Como consegui-lo? Com a acção de graças, porque não nos apresentamos a esse encontro de mãos vazias: « Mas o próprio Espírito vem em ajuda da nossa fraqueza (...) e intercede por nós com gemidos inefáveis » (Rom 8, 26), para nos dispor a pedir a Deus aquilo de que temos necessidade.
Como consegui-lo? Com a esperança no Espírito, que sabe afastar de nós os espectros do passado e as recordações dolorosas da separação; Ele sabe conceder-nos lucidez, força e coragem para empreender os passos necessários, de modo que o nosso empenho seja cada vez mais autêntico.

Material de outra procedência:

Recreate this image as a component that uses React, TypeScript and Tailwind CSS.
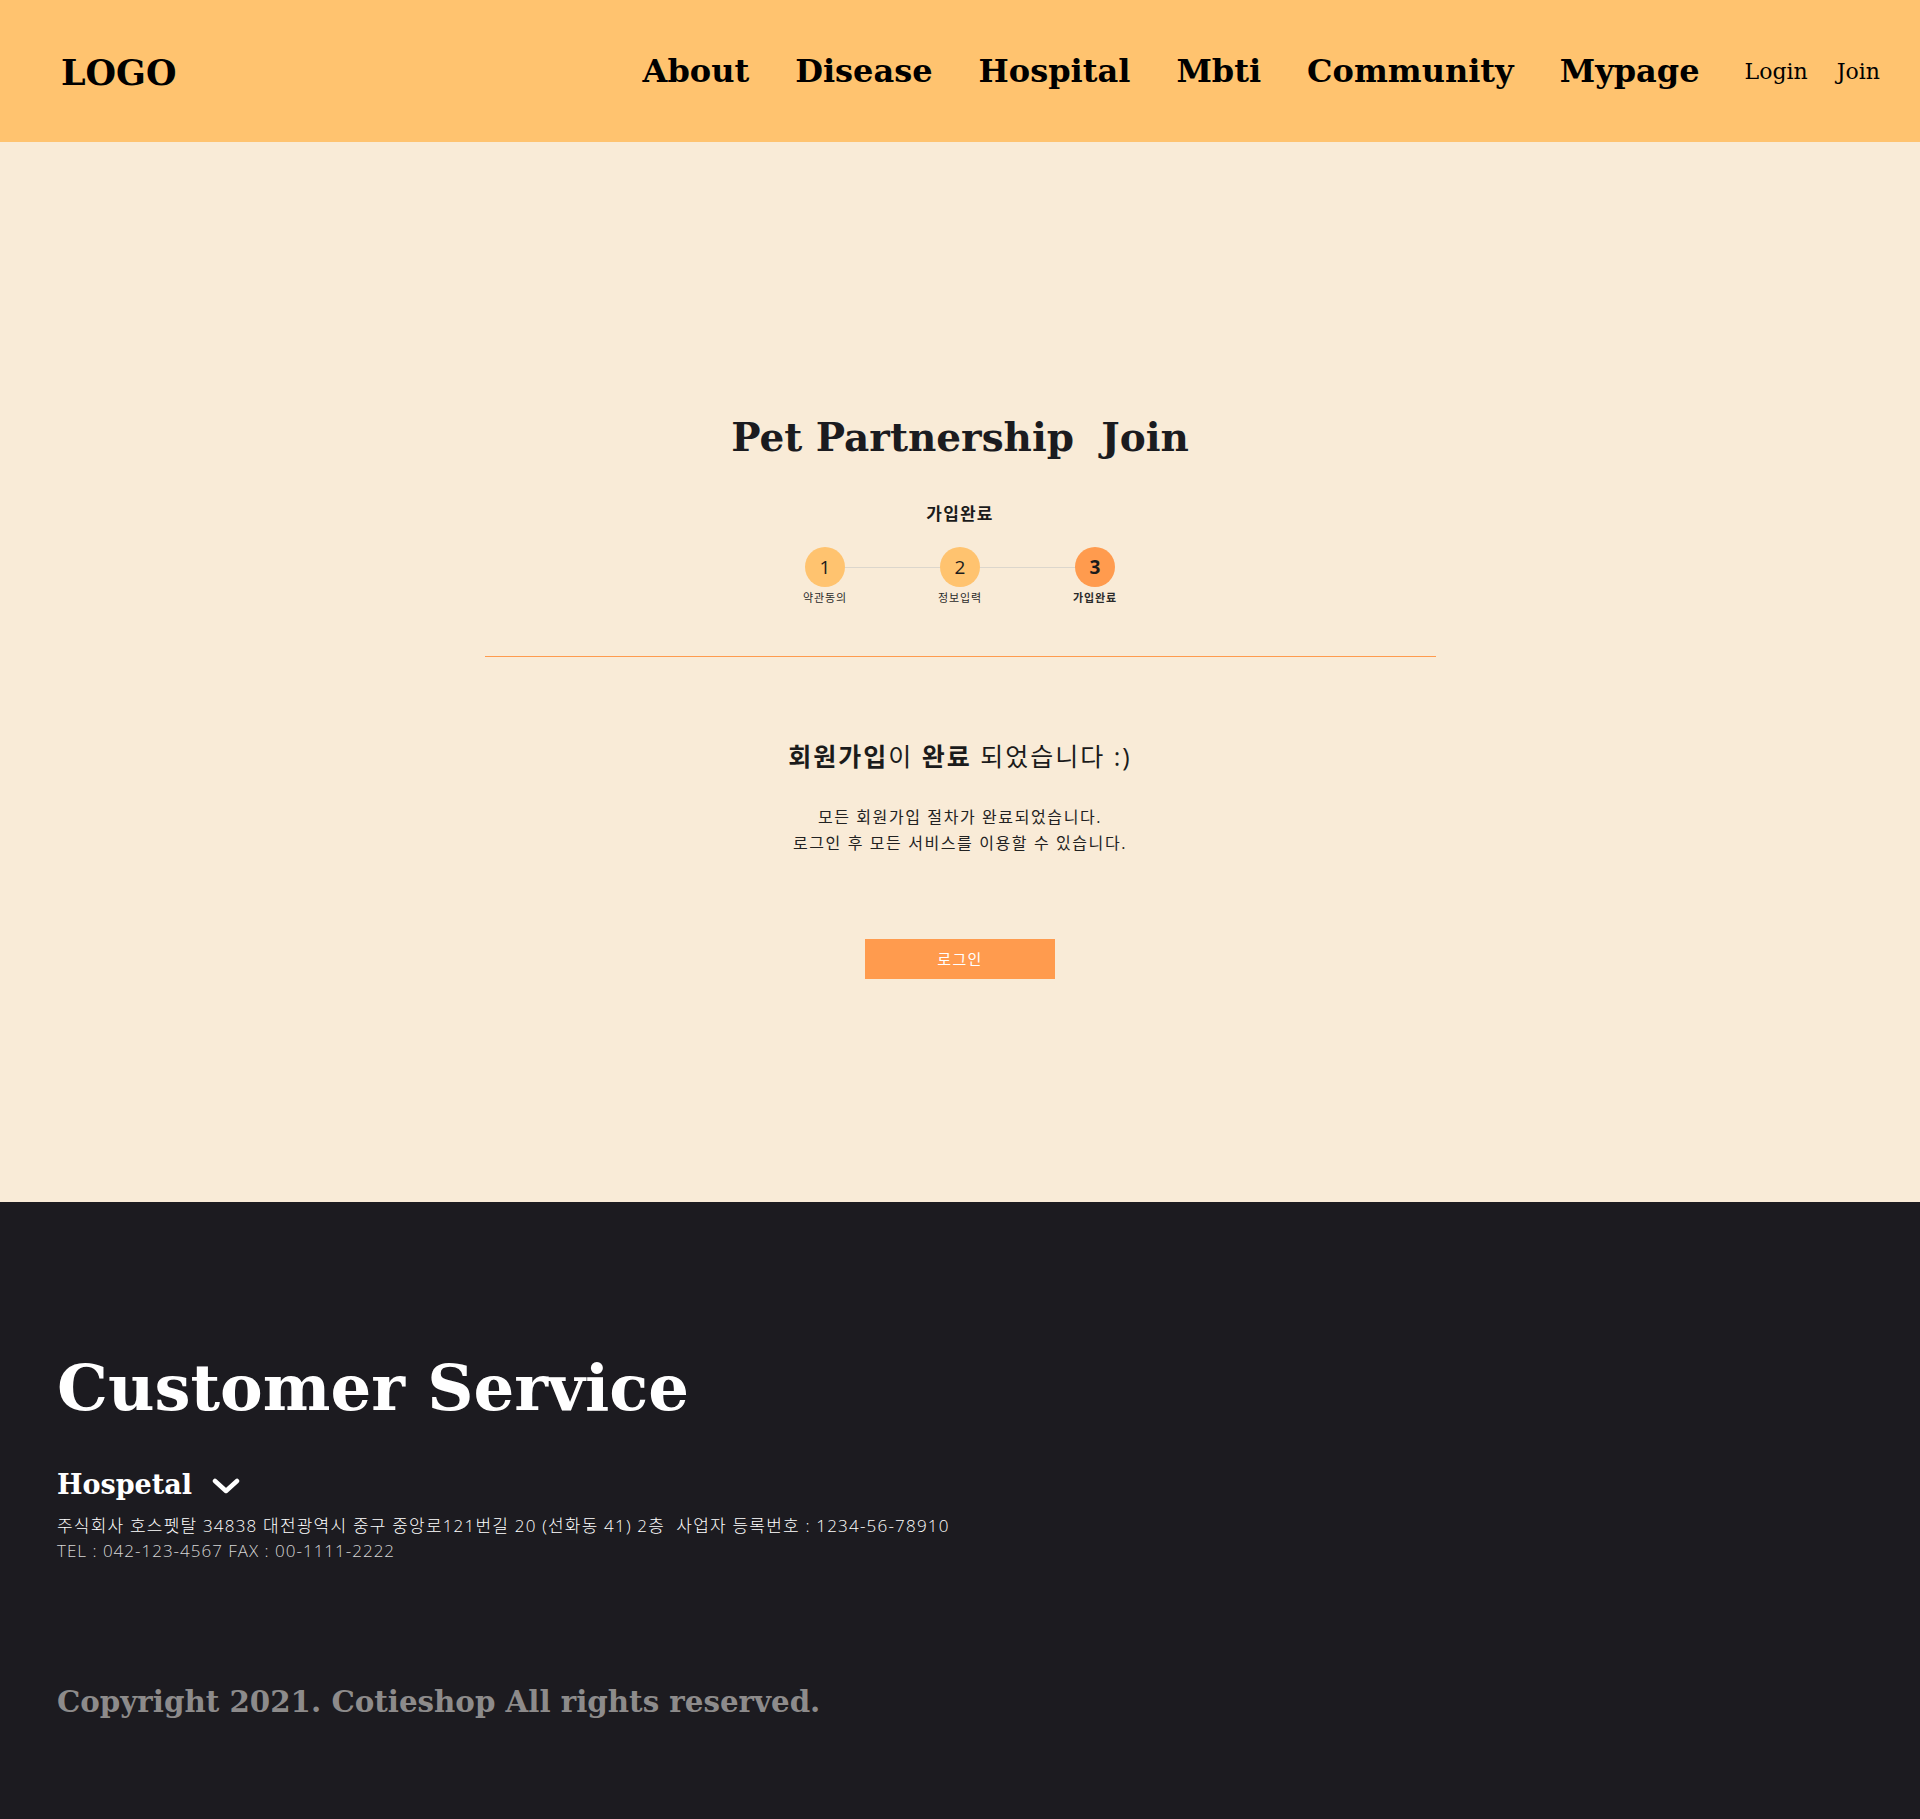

E se nos viesse a vontade de perguntar se tudo isto é possível, a resposta seria sempre: sim. A mesma resposta ouvida por Maria de Nazaré, porque a Deus nada é impossível.
Voltam-me ao pensamento as palavras com que S. Cipriano comenta o Pai Nosso, a oração de todos os cristãos: « Deus não aceita o sacrifício do que vive em discórdia, e manda-o retirar-se do altar para ir primeiro reconciliar-se com seu irmão, porque só as orações de um coração pacífico poderão obter a reconciliação com Deus. O sacrifício mais agradável a Deus é a nossa paz e a concórdia fraterna, e um povo cuja união seja um reflexo da unidade que existe entre o Pai, o Filho e o Espírito Santo ».
Ao alvorecer do novo milénio, como não solicitar ao Senhor, com renovado ímpeto e consciência mais amadurecida, a graça de nos predispormos, todos, para estesacrifício da unidade?
103. Eu, João Paulo, humilde servus servorum Dei, fazendo minhas as palavras do apóstolo Paulo — cujo martírio, unido ao do apóstolo Pedro, conferiu a esta Sé de Roma o esplendor do seu testemunho —, digo a vós, fiéis da Igreja Católica, e a vós, irmãos e irmãs das outras Igrejas e Comunidades eclesiais, « trabalhai na vossa perfeição, confortai-vos mutuamente, tende um mesmo sentir, vivei em paz. E o Deus do amor e da paz estará convosco (...). A graça do Senhor Jesus Cristo, o amor de Deus e a comunhão do Espírito Santo estejam com todos vós » (2 Cor 13, 11.13).
Dado em Roma, junto de S. Pedro, no dia 25 de Maio — solenidade da Ascensão do Senhor — do ano 1995, décimo sétimo de Pontificado.